"Seu Vasco...." ficava ouvindo o dia inteiro... |
OS VELHOS
MARINHEIROS
Episódio Nº 43
Seu Vasco.... Ficava ouvindo o dia
inteiro a partícula odiada, doía-lhe como um tapa na cara, um insulto
proposital. Humilhava-o até o fundo da alma, sentia-se enrubescer, baixava a
cabeça, perdia o gosto da festa.
Era um dia estragado. Que lhe importava
o dinheiro todo à sua disposição, a simpatia demonstrada por tanta gente, a
amizade das figuras importantes, se não era realmente um deles, se algo os
separava, estabelecia entre eles uma distância?
Havia quem invejasse Vasco,
considerando-o um privilegiado na vida, tendo tudo para ser feliz. Não era
verdade. Faltava-lhe um título a substituir aquele humilhante “seu”, anónimo e
vulgar, a confundi-lo com a malta, a ralé, o zé-povihnho.
No silêncio de sua casa de solteiro,
após as noitadas alegres, quantas vezes não pensava no assunto, ensombrecido o
rosto bonachão. O que não daria por um diploma, mesmo de dentista ou
farmacêutico, desde que lhe possibilitasse usar um anel de grau de um “Dr.”
antes do nome...
Chegou a projectar a compra de patente
da Guarda Nacional, dessas vendidas aos milhares no começo da República aos
fazendeiros do interior por alguns contos de réis.
Tantas patentes pelo sertão afora, que o
termo “coronel” tornara-se designação geral de fazendeiro rico, perdera o
colorido marcial, a dignidade das armas. Ao demais, já não se prestavam honras
militares, sequer continência, a esses coronéis; nem se lhes respeita o uso da
farda. Não adiantava, seria ridículo.
Sonhara, pois o sonho é livre, com a
nobreza papal, mas não passara de fantasia, consolo de um momento, ruindo ante
a dura realidade. Um título de conde do Vaticano custava um dinheirão absurdo,
estava inteiramente fora de suas possibilidades, nem toda sua fortuna bastaria
para pagá-lo.
Em Salvador existia apenas um nobre
papalino, era um dos Magalhães, sócio da grande firma junto à qual a casa
Moscoso & Cia. Ltda. era uma bodega de estrada.
Esse Magalhães construíra, sozinho, de
seu bolso, uma igreja, enviara um Cristo de ouro ao Papa, sustentava padres e
confrarias, empregara duzentos contos de réis para obter um condado, viajara
para Roma, e ainda assim apenas conseguira o título de comendador.
Não bastava o dinheiro, fazia-se
necessário haver prestado relevantes serviços à Igreja, um fervor religioso e
uma intimidade com os claustros que não eram, evidentemente, o forte de Vasco
Moscoso de Aragão, boémio de poucas missas e escassas relações eclesiásticas,
nome desconhecido no Palácio Episcopal.
Na cama, mergulhado em seus pensamentos,
por vezes uma cansada e satisfeita mulher a seu lado ressonando, Vasco renegava
a memória do avô, mondrongo de mentalidade estreita, para quem só o dinheiro
existia.
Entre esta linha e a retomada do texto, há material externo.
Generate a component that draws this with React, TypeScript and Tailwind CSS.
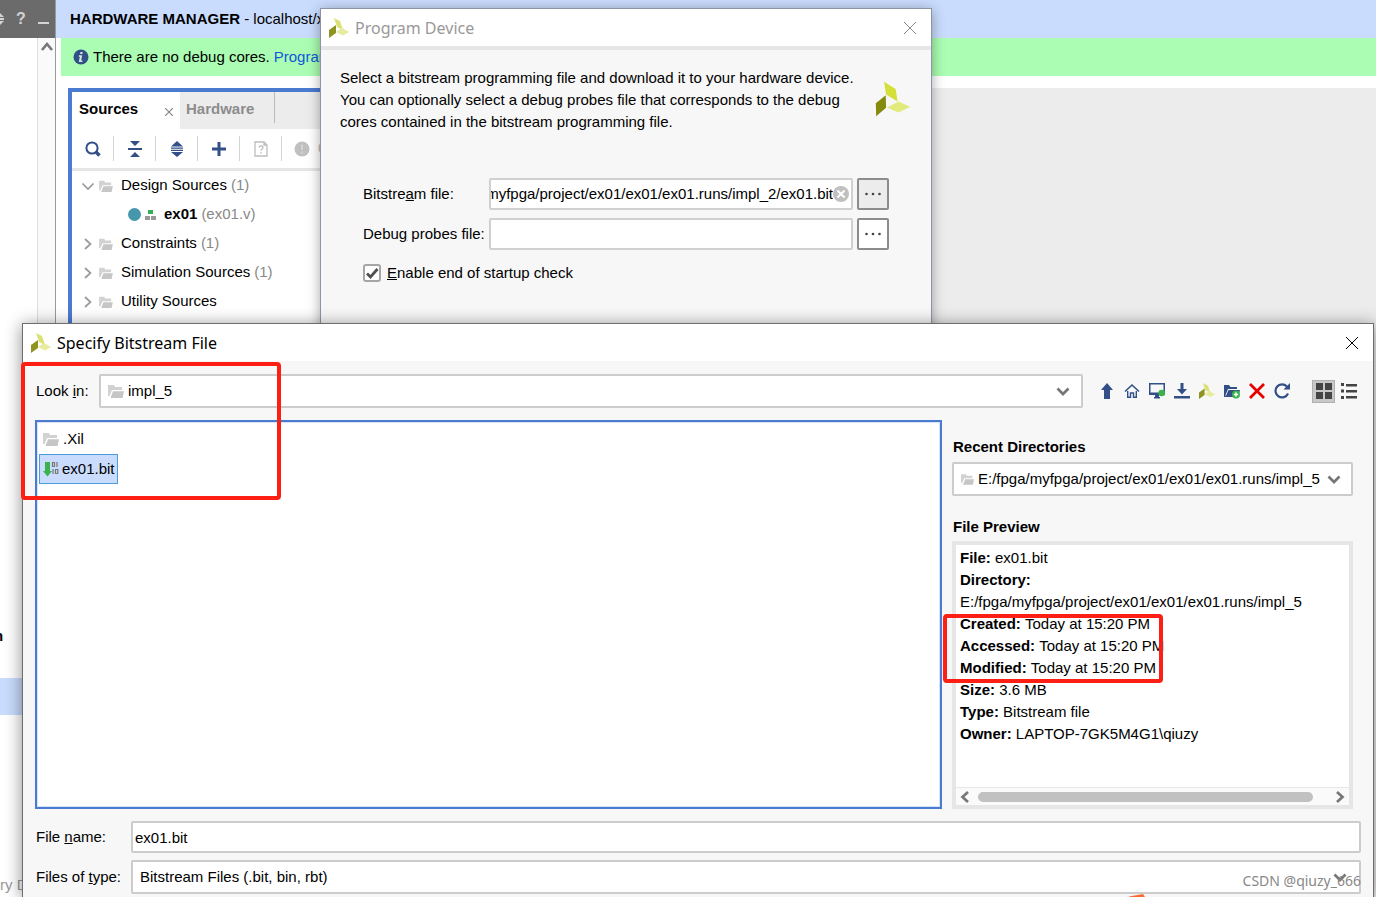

Por que, em lugar de metê-lo ainda criança no sobradão da Ladeira da
Montanha, a varrer o piso, levar recados, carregar fardos, não o fizera estudar
preparatórios, cursar uma Faculdade, de Medicina ou de Direito, elevando--o na
escala social?
Nada disso: o velho Moscoso só pensava
na firma, em preparar o neto para um dia substituí-lo.
Afastava a imagem do avô de quem não
guardara recordações que valessem a pena rememorar. Deixava a imaginação
cavalgar solta, durante minutos era feliz, completamente, no prazer de apor a
seu nome os cobiçados impossíveis títulos.
“Doutor Vasco Moscoso de Aragão,
advogado”: via-se na tribuna do júri, de toga e capelo, o dedo em riste em direcção
ao promotor num aparte fulminante, ou, no momento da defesa, a contar, com voz
trémula, a história do réu, vítima e não criminoso, impotente ante o destino.
Homem bom e trabalhador, cumpridor de
seus deveres, pai de família amantíssimo, esposo dedicado, louco pela mulher, e
a leviana a cobri-lo de chifres... Não, não era expressão digna do júri...
E a leviana, sem levar em conta o amor
do marido, a inocência dos filhos, o decoro do lar, as juras de fidelidade ante
o padre, arrastava o nome honrado do marido no leito da traição... Assim, sim...
Gostava da frase, comovia-se ele
próprio, seu nome célebre como os dos maiores advogados do Estado, citado nas
conversas, elogios sem conta: “que talento! que eloquência! arranca lágrimas
mesmo de um coração de pedra! não há jurado que resista!”